Two members of the Northern Ireland Ambulance Service have been suspended pending an internal investigation into alleged doctoring of 999 response times, it has emerged.
The move was confirmed by the Transport & General Workers Union, which both men are understood to be members of, and the Northern Ireland Ambulance Service, in statements to the BBC.
It is understood the incident relates to the recording of response times at the Regional Emergency Medical Despatch Centre based in Belfast.
It is believed the allegations concern a small number of call-outs over a short time frame.
A spokesman for the NI Ambulance Service said they would be "unable to comment on any individual case that may be part of a current internal investigation".

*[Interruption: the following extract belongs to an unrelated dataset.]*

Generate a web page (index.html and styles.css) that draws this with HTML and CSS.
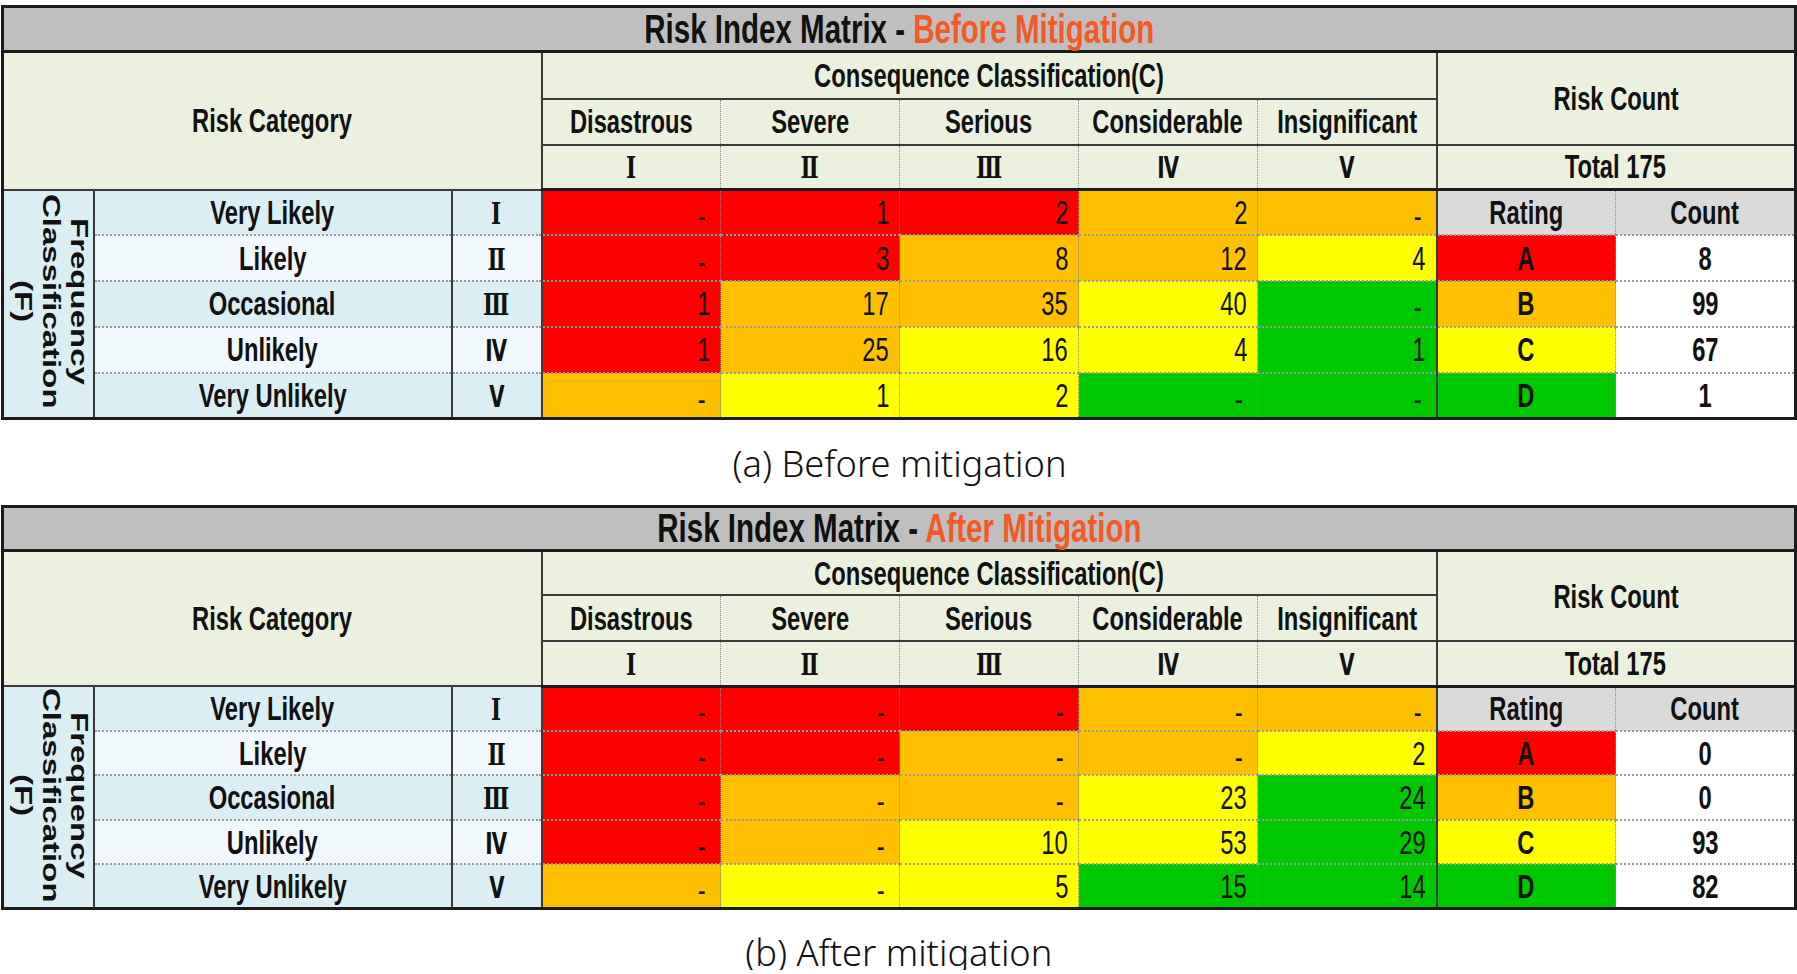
FILE: index.html
```html
<!DOCTYPE html>
<html lang="en">
<head>
<meta charset="utf-8">
<title>Risk Index Matrix</title>
<link rel="stylesheet" href="styles.css">
</head>
<body>
<div class="page">

<section class="fig fig-a">
<table class="matrix m1">
<colgroup>
<col class="c-freq"><col class="c-cat"><col class="c-rom">
<col class="c-con"><col class="c-con"><col class="c-con"><col class="c-con"><col class="c-con">
<col class="c-rat"><col class="c-cnt">
</colgroup>
<tr class="r-title"><th colspan="10" class="title"><span class="sq">Risk Index Matrix - <span class="hl">Before Mitigation</span></span></th></tr>
<tr class="r-h1">
<th colspan="3" rowspan="3" class="hd rc"><span class="sq">Risk Category</span></th>
<th colspan="5" class="hd cons"><span class="sq">Consequence Classification(C)</span></th>
<th colspan="2" rowspan="2" class="hd rcount"><span class="sq">Risk Count</span></th>
</tr>
<tr class="r-h2">
<th class="hd cn"><span class="sq">Disastrous</span></th>
<th class="hd cn"><span class="sq">Severe</span></th>
<th class="hd cn"><span class="sq">Serious</span></th>
<th class="hd cn"><span class="sq">Considerable</span></th>
<th class="hd cn"><span class="sq">Insignificant</span></th>
</tr>
<tr class="r-h3">
<th class="hd rn"><span class="sq rs">Ⅰ</span></th>
<th class="hd rn"><span class="sq rs">Ⅱ</span></th>
<th class="hd rn"><span class="sq rs">Ⅲ</span></th>
<th class="hd rn"><span class="sq rp">Ⅳ</span></th>
<th class="hd rn"><span class="sq rp">Ⅴ</span></th>
<th colspan="2" class="hd total"><span class="sq">Total 175</span></th>
</tr>
<tr class="r-d odd">
<th rowspan="5" class="freq"><div class="vt">Frequency<br>Classification<br>(F)</div></th>
<th class="cat"><span class="sq">Very Likely</span></th><th class="rom"><span class="sq rs">Ⅰ</span></th>
<td class="v red"><span class="sq dash">-</span></td><td class="v red"><span class="sq">1</span></td><td class="v red"><span class="sq">2</span></td><td class="v org"><span class="sq">2</span></td><td class="v org last"><span class="sq dash">-</span></td>
<th class="rh rat"><span class="sq">Rating</span></th><th class="rh cnt"><span class="sq">Count</span></th>
</tr>
<tr class="r-d even">
<th class="cat"><span class="sq">Likely</span></th><th class="rom"><span class="sq rs">Ⅱ</span></th>
<td class="v red"><span class="sq dash">-</span></td><td class="v red"><span class="sq">3</span></td><td class="v org"><span class="sq">8</span></td><td class="v org"><span class="sq">12</span></td><td class="v yel last"><span class="sq">4</span></td>
<td class="rt red"><span class="sq">A</span></td><td class="ct"><span class="sq">8</span></td>
</tr>
<tr class="r-d odd">
<th class="cat"><span class="sq">Occasional</span></th><th class="rom"><span class="sq rs">Ⅲ</span></th>
<td class="v red"><span class="sq">1</span></td><td class="v org"><span class="sq">17</span></td><td class="v org"><span class="sq">35</span></td><td class="v yel"><span class="sq">40</span></td><td class="v grn last"><span class="sq dash">-</span></td>
<td class="rt org"><span class="sq">B</span></td><td class="ct"><span class="sq">99</span></td>
</tr>
<tr class="r-d even">
<th class="cat"><span class="sq">Unlikely</span></th><th class="rom"><span class="sq rp">Ⅳ</span></th>
<td class="v red"><span class="sq">1</span></td><td class="v org"><span class="sq">25</span></td><td class="v yel"><span class="sq">16</span></td><td class="v yel"><span class="sq">4</span></td><td class="v grn last"><span class="sq">1</span></td>
<td class="rt yel"><span class="sq">C</span></td><td class="ct"><span class="sq">67</span></td>
</tr>
<tr class="r-d odd">
<th class="cat"><span class="sq">Very Unlikely</span></th><th class="rom"><span class="sq rp">Ⅴ</span></th>
<td class="v org"><span class="sq dash">-</span></td><td class="v yel"><span class="sq">1</span></td><td class="v yel"><span class="sq">2</span></td><td class="v grn"><span class="sq dash">-</span></td><td class="v grn last"><span class="sq dash">-</span></td>
<td class="rt grn"><span class="sq">D</span></td><td class="ct"><span class="sq">1</span></td>
</tr>
</table>
<p class="caption cap-a"><span class="csq">(a) Before mitigation</span></p>
</section>

<section class="fig fig-b">
<table class="matrix m2">
<colgroup>
<col class="c-freq"><col class="c-cat"><col class="c-rom">
<col class="c-con"><col class="c-con"><col class="c-con"><col class="c-con"><col class="c-con">
<col class="c-rat"><col class="c-cnt">
</colgroup>
<tr class="r-title"><th colspan="10" class="title"><span class="sq">Risk Index Matrix - <span class="hl">After Mitigation</span></span></th></tr>
<tr class="r-h1">
<th colspan="3" rowspan="3" class="hd rc"><span class="sq">Risk Category</span></th>
<th colspan="5" class="hd cons"><span class="sq">Consequence Classification(C)</span></th>
<th colspan="2" rowspan="2" class="hd rcount"><span class="sq">Risk Count</span></th>
</tr>
<tr class="r-h2">
<th class="hd cn"><span class="sq">Disastrous</span></th>
<th class="hd cn"><span class="sq">Severe</span></th>
<th class="hd cn"><span class="sq">Serious</span></th>
<th class="hd cn"><span class="sq">Considerable</span></th>
<th class="hd cn"><span class="sq">Insignificant</span></th>
</tr>
<tr class="r-h3">
<th class="hd rn"><span class="sq rs">Ⅰ</span></th>
<th class="hd rn"><span class="sq rs">Ⅱ</span></th>
<th class="hd rn"><span class="sq rs">Ⅲ</span></th>
<th class="hd rn"><span class="sq rp">Ⅳ</span></th>
<th class="hd rn"><span class="sq rp">Ⅴ</span></th>
<th colspan="2" class="hd total"><span class="sq">Total 175</span></th>
</tr>
<tr class="r-d odd">
<th rowspan="5" class="freq"><div class="vt">Frequency<br>Classification<br>(F)</div></th>
<th class="cat"><span class="sq">Very Likely</span></th><th class="rom"><span class="sq rs">Ⅰ</span></th>
<td class="v red"><span class="sq dash">-</span></td><td class="v red"><span class="sq dash">-</span></td><td class="v red"><span class="sq dash">-</span></td><td class="v org"><span class="sq dash">-</span></td><td class="v org last"><span class="sq dash">-</span></td>
<th class="rh rat"><span class="sq">Rating</span></th><th class="rh cnt"><span class="sq">Count</span></th>
</tr>
<tr class="r-d even">
<th class="cat"><span class="sq">Likely</span></th><th class="rom"><span class="sq rs">Ⅱ</span></th>
<td class="v red"><span class="sq dash">-</span></td><td class="v red"><span class="sq dash">-</span></td><td class="v org"><span class="sq dash">-</span></td><td class="v org"><span class="sq dash">-</span></td><td class="v yel last"><span class="sq">2</span></td>
<td class="rt red"><span class="sq">A</span></td><td class="ct"><span class="sq">0</span></td>
</tr>
<tr class="r-d odd">
<th class="cat"><span class="sq">Occasional</span></th><th class="rom"><span class="sq rs">Ⅲ</span></th>
<td class="v red"><span class="sq dash">-</span></td><td class="v org"><span class="sq dash">-</span></td><td class="v org"><span class="sq dash">-</span></td><td class="v yel"><span class="sq">23</span></td><td class="v grn last"><span class="sq">24</span></td>
<td class="rt org"><span class="sq">B</span></td><td class="ct"><span class="sq">0</span></td>
</tr>
<tr class="r-d even">
<th class="cat"><span class="sq">Unlikely</span></th><th class="rom"><span class="sq rp">Ⅳ</span></th>
<td class="v red"><span class="sq dash">-</span></td><td class="v org"><span class="sq dash">-</span></td><td class="v yel"><span class="sq">10</span></td><td class="v yel"><span class="sq">53</span></td><td class="v grn last"><span class="sq">29</span></td>
<td class="rt yel"><span class="sq">C</span></td><td class="ct"><span class="sq">93</span></td>
</tr>
<tr class="r-d odd">
<th class="cat"><span class="sq">Very Unlikely</span></th><th class="rom"><span class="sq rp">Ⅴ</span></th>
<td class="v org"><span class="sq dash">-</span></td><td class="v yel"><span class="sq dash">-</span></td><td class="v yel"><span class="sq">5</span></td><td class="v grn"><span class="sq">15</span></td><td class="v grn last"><span class="sq">14</span></td>
<td class="rt grn"><span class="sq">D</span></td><td class="ct"><span class="sq">82</span></td>
</tr>
</table>
<p class="caption cap-b"><span class="csq">(b) After mitigation</span></p>
</section>

</div>
</body>
</html>
```

FILE: styles.css
```css
html, body {
  margin: 0;
  padding: 0;
  background: #ffffff;
}

.page {
  padding: 5px 0 0 1px;
  font-family: "Liberation Sans", Arial, sans-serif;
  color: #111111;
}

.fig {
  margin: 0;
}

/* ---------- table ---------- */
.matrix {
  border-collapse: collapse;
  table-layout: fixed;
  width: 1794px;
  border: 3px solid #1c1c1c;
}

.c-freq { width: 91px; }
.c-cat  { width: 358px; }
.c-rom  { width: 90px; }
.c-con  { width: 179px; }
.c-rat  { width: 179px; }
.c-cnt  { width: 180px; }

.matrix th,
.matrix td {
  padding: 0;
  border: 2px solid #3a3a3a;
  text-align: center;
  vertical-align: middle;
  font-weight: 700;
  font-size: 33px;
  line-height: 1;
  white-space: nowrap;
}

.sq {
  display: inline-block;
  margin: 0 -60px;
  transform: scaleX(0.72);
  transform-origin: center center;
  white-space: nowrap;
}

/* roman numerals */
.rs {
  font-family: "DejaVu Serif", "Liberation Serif", serif;
  font-weight: 700;
  font-size: 30px;
}
.rp {
  font-family: "Liberation Sans", "DejaVu Sans", sans-serif;
  font-weight: 700;
  font-size: 31px;
  transform: scaleX(0.64);
}

/* title */
.m1 .r-title { height: 45px; }
.m2 .r-title { height: 43px; }

.title {
  background: #bfbfbf;
  font-size: 41px !important;
  border-bottom: 3px solid #1c1c1c !important;
}
.title .hl {
  color: #f25a24;
}

/* header rows */
.m1 .r-h1 { height: 47px; }
.m1 .r-h2 { height: 46px; }
.m1 .r-h3 { height: 45px; }
.m2 .r-h1 { height: 45px; }
.m2 .r-h2 { height: 46px; }
.m2 .r-h3 { height: 45px; }

.hd {
  background: #ebf1de;
}

.rc {
  border-right: 2px solid #3a3a3a;
  border-bottom: 3px solid #1c1c1c;
}

.cons {
  border-bottom: 2px solid #3a3a3a;
}

.cn,
.rn {
  border-left: 1px dotted #8a8a8a !important;
  border-right: 1px dotted #8a8a8a !important;
}
.r-h2 .cn:first-child { border-left: 2px solid #3a3a3a !important; }
.r-h3 .rn:first-child { border-left: 2px solid #3a3a3a !important; }
.r-h2 .cn:last-child,
.r-h3 .rn:nth-child(5) { border-right: 2px solid #3a3a3a !important; }

.r-h3 th {
  border-bottom: 3px solid #1c1c1c;
}

/* data rows */
.m1 .r-d { height: 45.8px; }
.m2 .r-d { height: 44.5px; }

.freq {
  background: #daeef3;
  border-right: 2px solid #3a3a3a;
}

.vt {
  writing-mode: vertical-rl;
  display: inline-block;
  margin: 0 -17px 0 -11px;
  font-size: 33px;
  line-height: 1.15;
  text-align: center;
  transform: scaleX(0.74);
}

.cat,
.rom {
  border-top: 2px dotted #9a9a9a !important;
  border-bottom: 2px dotted #9a9a9a !important;
}
.odd .cat, .odd .rom { background: #daeef3; }
.even .cat, .even .rom { background: #f1f8fb; }

.cat {
  border-right: 1px solid #555555 !important;
}
.rom {
  border-right: 2px solid #3a3a3a !important;
}

.v {
  text-align: right !important;
  font-weight: 400 !important;
  border-left: 1px dotted #8a8a8a !important;
  border-right: 1px dotted #8a8a8a !important;
  border-top: 2px dotted #9a9a9a !important;
  border-bottom: 2px dotted #9a9a9a !important;
  padding-right: 10px !important;
}
.v .sq {
  margin: 0;
  transform-origin: right center;
}
.v .dash {
  padding-right: 6px;
  position: relative;
  top: 4px;
}
.r-d .v:nth-child(3),
.r-d:first-child .v:nth-child(4) {
  border-left: 2px solid #3a3a3a !important;
}
.v.last {
  border-right: 2px solid #3a3a3a !important;
}

.red { background: #ff0000; }
.org { background: #ffc000; }
.yel { background: #ffff00; }
.grn { background: #00c800; }

.rh {
  background: #d9d9d9;
  border-top: 3px solid #1c1c1c;
  border-bottom: 2px dotted #9a9a9a !important;
}
.rh.rat,
.rt {
  border-left: 2px solid #3a3a3a !important;
  border-right: 1px dotted #8a8a8a !important;
}
.rh.cnt,
.ct {
  border-left: 1px dotted #8a8a8a !important;
}
.rt,
.ct {
  border-top: 2px dotted #9a9a9a !important;
  border-bottom: 2px dotted #9a9a9a !important;
}
.ct {
  background: #ffffff;
}

/* captions */
.caption {
  margin: 0;
  text-align: center;
  font-family: "Noto Sans", "Open Sans", sans-serif;
  font-weight: 300;
  font-size: 37px;
  line-height: 1;
  color: #111111;
}
.csq {
  display: inline-block;
  transform: scaleX(0.98);
}
.cap-a {
  padding: 24px 0 24px;
}
.cap-b {
  padding: 23px 0 0;
}
```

He revealed, however, that targets set for the current year required ambulance personnel to reach 65% of Category A patients - people with immediately life threatening complaints - within eight minutes.
The pressure to reach patients quicker is set to rise, with targets set at 70% for March 2008.
The Eastern Health Board area has already surpassed this target with 73.1% at October, while the Northern and Southern Health board areas are struggling to meet half the call-outs within eight minutes.
A NIAS spokesman said: "The most recent performance figures available show that NIAS is progressing towards the targets set and that at October 2007, 60.9% province-wide of Category A calls have received a response within eight minutes."
West Tyrone MLA Dr Kieran Deeney, a GP in Omagh and a member of the Northern Ireland Health Committee has raised concerns that committee members were not aware of the internal probe at an earlier date.
He also said that meeting targets was now taking precedence over patient safety and welfare.
He said: "Our job is to scrutinise and to monitor and we must be made aware of all information and what goes on in trusts, what departments are doing and what the Minister is doing."
Stating that the health service was "completely overmanaged" he added:
"Waiting lists are important and the time it takes to get to patients, but targets have taken absolute presidence over the patient care system."